Inspector is off today but works Monday, so going to schedule then! Wish me luck!


rrolleston 01-18-2013 11:32 PM


Originally Posted by fdmillion (Post 1096891)
You have to pay $35 for a reinspect if the inspector has to come out again after a fail. Not too bad actually. Worst part of that is being without power until he can schedule his return, but he does seem like he'll be very thorough as to what you need to fix to pass.

175 for inspection and 90 if he has to return for re inspection.

ddawg16 01-18-2013 11:57 PM

I'm starting to like California even more....

redjr 04-12-2014 06:47 PM

I know this is an old thread, but I thought I could bring it back to life a bit. :) What all is included in a 'rough' inspection? I understand, the framing and electrical are included, but what about insulation that's not covering any other work up? I've had my inspectors back for in progress 'walk-thrus' because I've had questions and they've really been helpful. I'd rather know that I'm doing something wrong than find out about it later! However, I can't recall what they've said about insulation - in or out? On 2 of my existing exterior walls, I've had to remove insulation to put in electrical and he said, just take it back out before the inspection.


brric 04-12-2014 07:43 PM

Inspectors usually get upset when insulation is installed before rough inspections of plumbing, electrical, mechanical and framing.
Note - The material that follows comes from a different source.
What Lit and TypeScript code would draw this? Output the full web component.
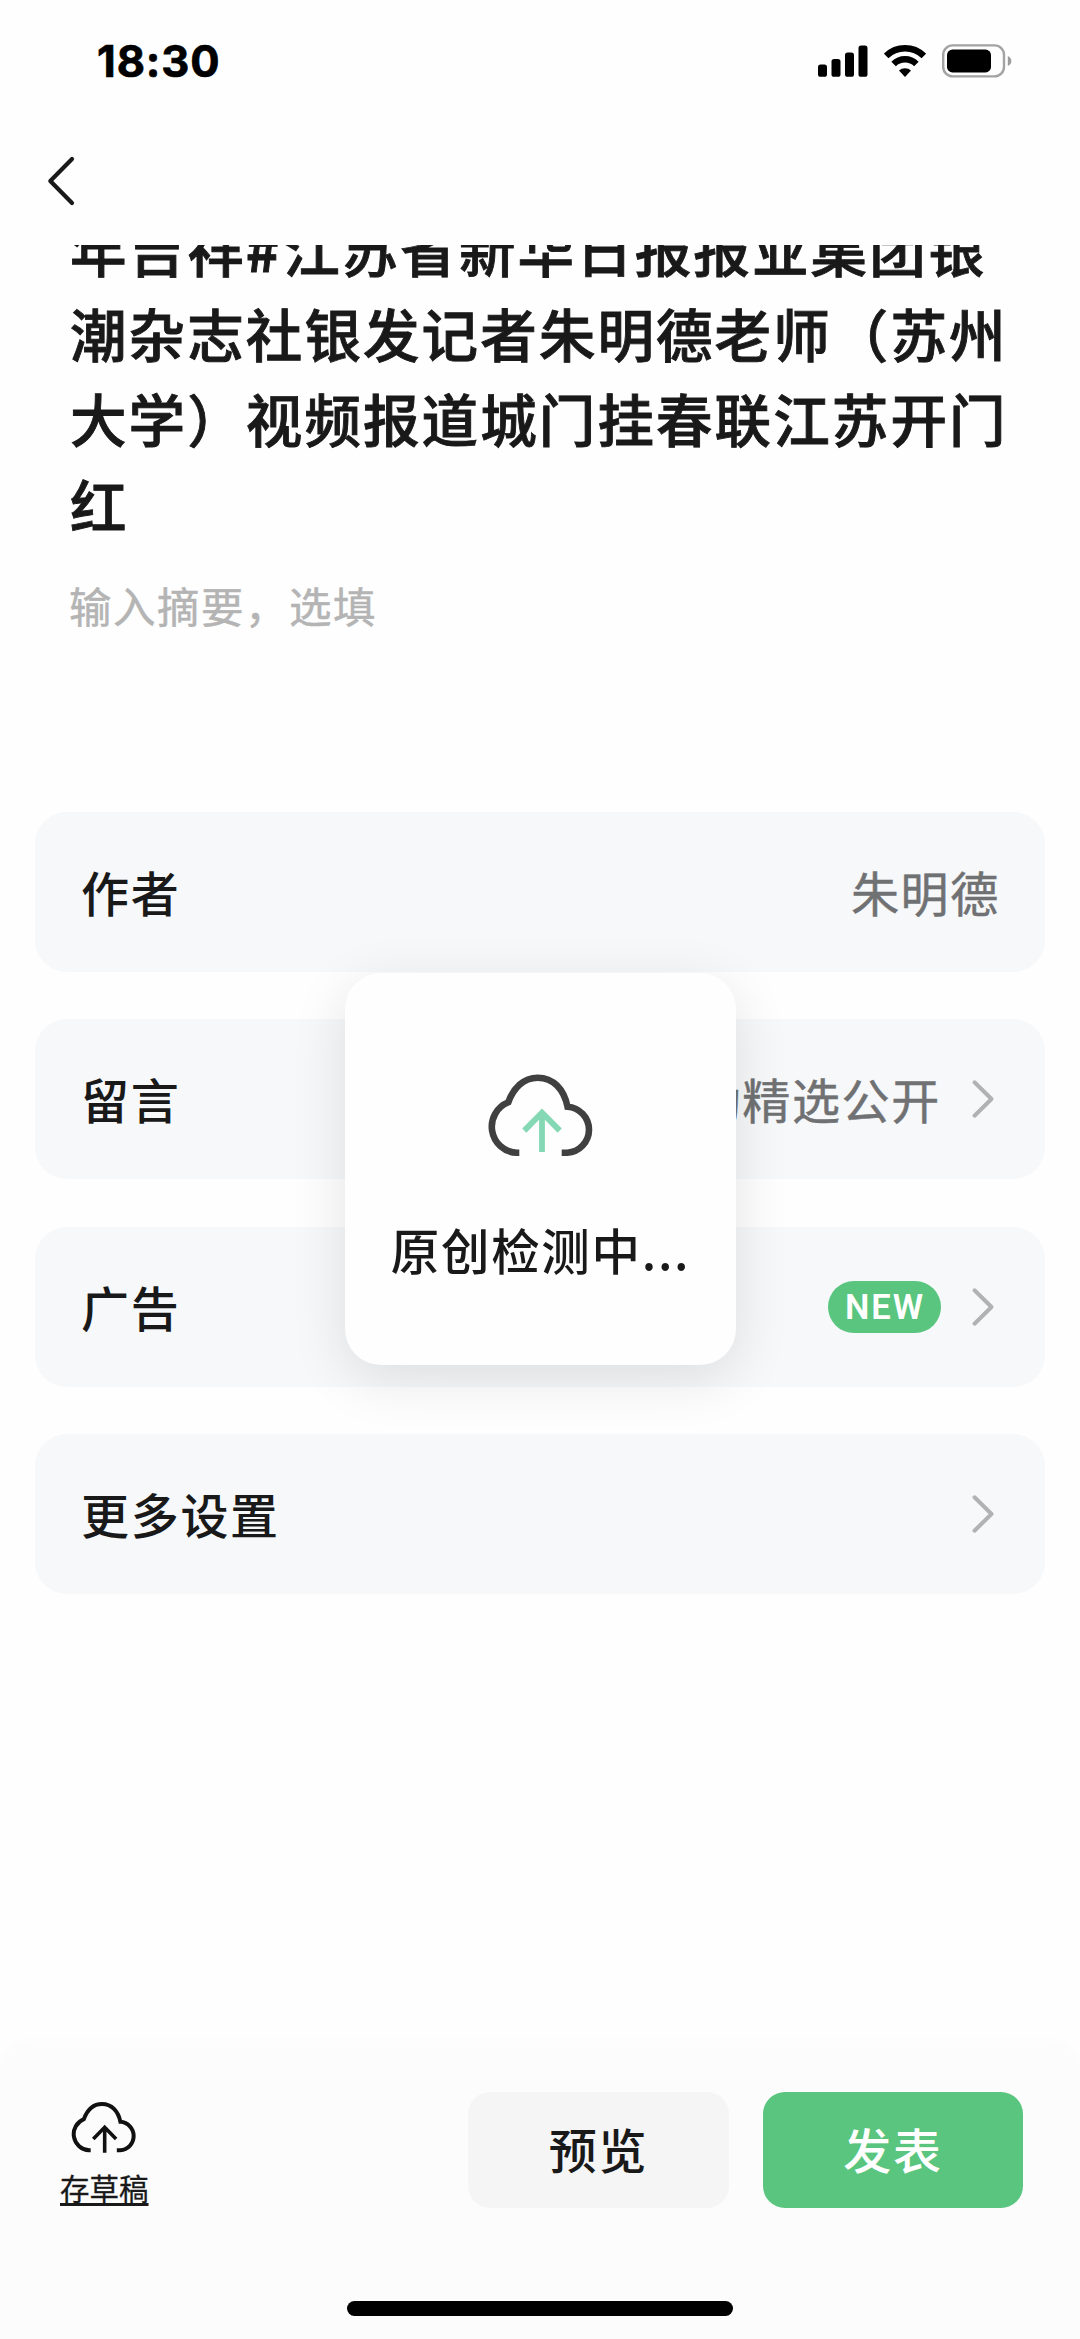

Jim Port 04-12-2014 07:47 PM

Insulation should not be installed until the rough in inspection for the electrical is finished.

redjr 04-12-2014 07:53 PM


Originally Posted by Jim Port (Post 1336054)
Insulation should not be installed until the rough in inspection for the electrical is finished.

OK. Thanks. I don't want to upset my inspector, but he's been out a couple of times for in-progress visits and likes what he sees. I've only put up a few batts between my ceiling floor joists just to see how it fits. I hope he doesn't mind. :) It's not covering any wiring, or other mechanical items. I have no plumbing and all electrical that I've done is clearly visible.